STATED TASK: Scan the material and copy every line in which "this" appears.

[Front-end source files]
____________

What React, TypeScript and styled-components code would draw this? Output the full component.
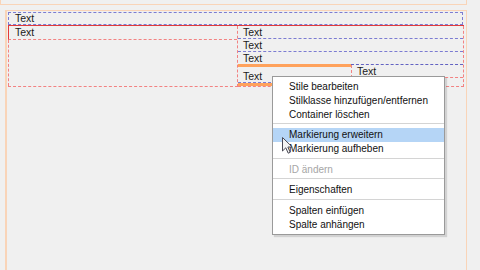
import styled, { createGlobalStyle } from 'styled-components';

const GlobalStyle = createGlobalStyle`
    body {
        margin: 0;
        background: #f0f0f0;
        font-family: "Liberation Sans", Arial, sans-serif;
        overflow: hidden;
    }
`;

const peach = '#f9d4b8';
const pink = '#f28282';
const blue = '#7c7cd2';
const orange = '#ffa25c';

const Page = styled.div`
    position: relative;
    width: 480px;
    height: 270px;
    overflow: hidden;
`;

const PrevBox = styled.div`
    box-sizing: border-box;
    width: 467px;
    height: 5px;
    border: 1px solid ${peach};
    border-top: none;
`;

const Section = styled.div`
    box-sizing: border-box;
    width: 462px;
    height: 265px;
    margin: 5px 0 0 5px;
    padding: 1px 2px 0 1px;
    border: 1px solid ${peach};
    border-left: 2px solid ${peach};
    border-bottom: none;
`;

const Label = styled.span`
    font-size: 10.5px;
    line-height: 11px;
    color: #1b1b1b;
    white-space: nowrap;
`;

const TopPara = styled.div`
    box-sizing: border-box;
    height: 13px;
    margin-right: 1px;
    padding-left: 6px;
    border: 1px dashed ${blue};
    display: flex;
    align-items: center;
`;

const Table = styled.div`
    display: flex;
    height: 62px;
    box-sizing: border-box;
    border-top: 1px solid #e23a3a;
`;

const LeftCell = styled.div`
    width: 229px;
    display: flex;
    flex-direction: column;
    border-right: 1px dashed ${pink};
    border-bottom: 1px dashed ${pink};
`;

const LeftPara = styled.div`
    box-sizing: border-box;
    height: 14px;
    padding-left: 6px;
    display: flex;
    align-items: center;
    border-left: 1px solid #e23a3a;
    border-bottom: 1px dashed ${pink};
`;

const Filler = styled.div`
    flex: 1;
    border-left: 1px dashed ${pink};
`;

const RightCol = styled.div`
    flex: 1;
    display: flex;
    flex-direction: column;
    border-right: 1px dashed ${pink};
    border-bottom: 1px dashed ${pink};
`;

const Row = styled.div<{ $h: number; $line?: boolean }>`
    box-sizing: border-box;
    height: ${p => p.$h}px;
    padding-left: 5px;
    display: flex;
    align-items: center;
    border-bottom: ${p => (p.$line ? `1px dashed ${blue}` : 'none')};
`;

const SplitRow = styled.div`
    flex: 1;
    display: flex;
`;

const DropPart = styled.div`
    box-sizing: border-box;
    width: 113px;
    display: flex;
    flex-direction: column;
    border-top: 3px solid ${orange};
    border-bottom: 3px solid ${orange};
`;

const DropText = styled.div`
    flex: 1;
    padding: 3px 0 0 5px;
    display: flex;
    align-items: center;
    border-bottom: 1px dashed ${blue};
`;

const SidePart = styled.div`
    flex: 1;
    border-top: 1px dashed #6262c2;
`;

const SideBox = styled.div`
    box-sizing: border-box;
    height: 13px;
    padding-left: 5px;
    display: flex;
    align-items: center;
    border: 1px dashed ${pink};
    border-top: none;
    border-right: none;
`;

const Menu = styled.div`
    position: absolute;
    left: 272px;
    top: 76px;
    width: 173px;
    box-sizing: border-box;
    padding: 2px 0 3px;
    background: #fff;
    border: 1px solid #9a9a9a;
    box-shadow: 2px 2px 1px rgba(0, 0, 0, 0.12);
`;

const Item = styled.div<{ $active?: boolean; $disabled?: boolean }>`
    height: 14px;
    padding-left: 16px;
    display: flex;
    align-items: center;
    font-size: 10px;
    color: ${p => (p.$disabled ? '#a6a6a6' : '#111')};
    background: ${p => (p.$active ? '#b5d5f6' : 'transparent')};
    white-space: nowrap;
`;

const Separator = styled.div`
    height: 6.5px;
    display: flex;
    align-items: center;

    &::after {
        content: '';
        flex: 1;
        border-top: 1px solid #d4d4d4;
        border-bottom: 1px solid #fff;
    }
`;

const Cursor = styled.svg`
    position: absolute;
    left: 282px;
    top: 137px;
`;

const App = () => (
    <Page>
        <GlobalStyle />
        <PrevBox />
        <Section>
            <TopPara>
                <Label>Text</Label>
            </TopPara>
            <Table>
                <LeftCell>
                    <LeftPara>
                        <Label>Text</Label>
                    </LeftPara>
                    <Filler />
                </LeftCell>
                <RightCol>
                    <Row $h={13} $line>
                        <Label>Text</Label>
                    </Row>
                    <Row $h={13} $line>
                        <Label>Text</Label>
                    </Row>
                    <Row $h={12}>
                        <Label>Text</Label>
                    </Row>
                    <SplitRow>
                        <DropPart>
                            <DropText>
                                <Label>Text</Label>
                            </DropText>
                        </DropPart>
                        <SidePart>
                            <SideBox>
                                <Label>Text</Label>
                            </SideBox>
                        </SidePart>
                    </SplitRow>
                </RightCol>
            </Table>
        </Section>

        <Menu>
            <Item>Stile bearbeiten</Item>
            <Item>Stilklasse hinzufügen/entfernen</Item>
            <Item>Container löschen</Item>
            <Separator />
            <Item $active>Markierung erweitern</Item>
            <Item>Markierung aufheben</Item>
            <Separator />
            <Item $disabled>ID ändern</Item>
            <Separator />
            <Item>Eigenschaften</Item>
            <Separator />
            <Item>Spalten einfügen</Item>
            <Item>Spalte anhängen</Item>
        </Menu>

        <Cursor width="12" height="18" viewBox="0 0 12 18">
            <path d="M0.5 0.5 L0.5 14 L3.8 10.8 L6.2 16.2 L8.2 15.3 L5.9 10 L10.2 10 Z" fill="#f4f4f4" stroke="#4a4a55" strokeWidth="1" />
        </Cursor>
    </Page>
);

export default App;
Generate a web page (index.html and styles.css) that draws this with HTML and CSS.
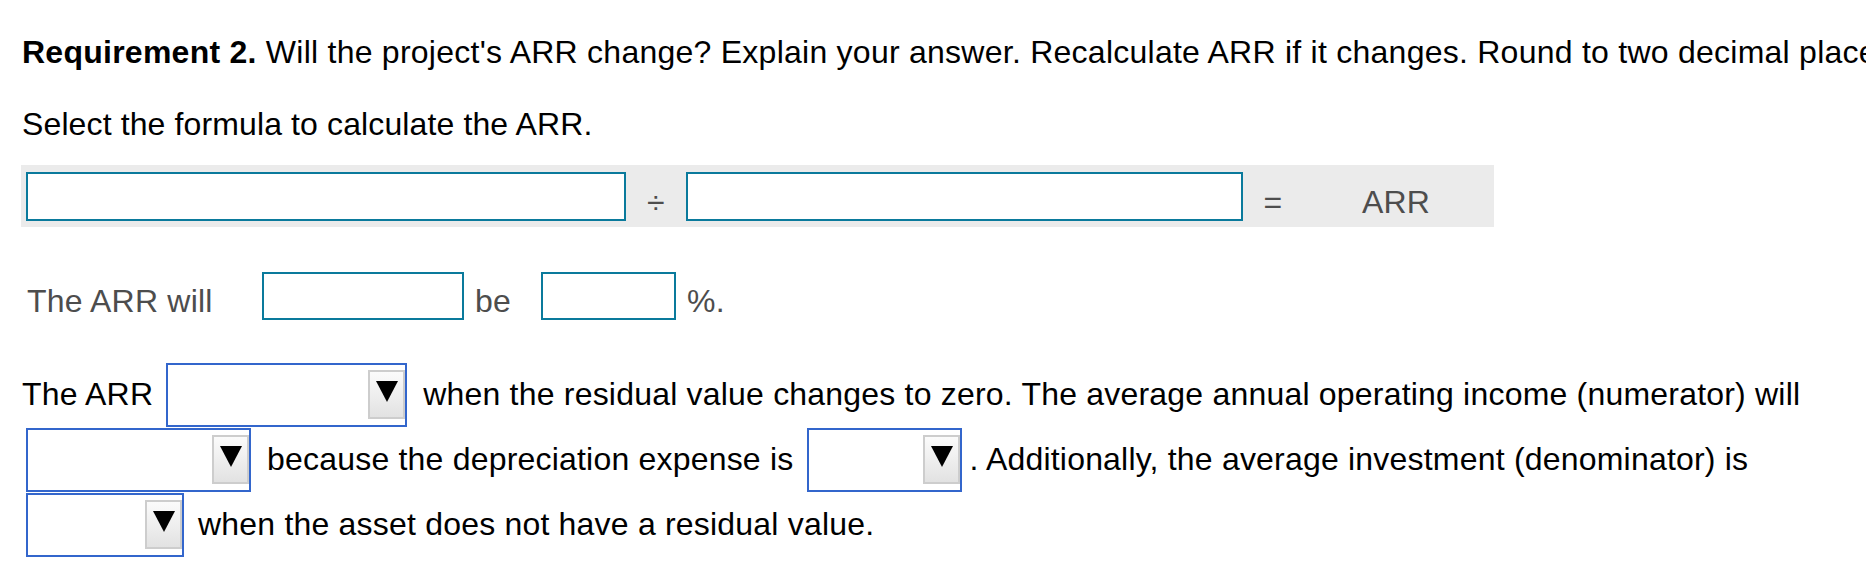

____________

THE REPLY:
What React, TypeScript and styled-components code would draw this? Output the full component.
Generate a web page (index.html and styles.css) that draws this with HTML and CSS.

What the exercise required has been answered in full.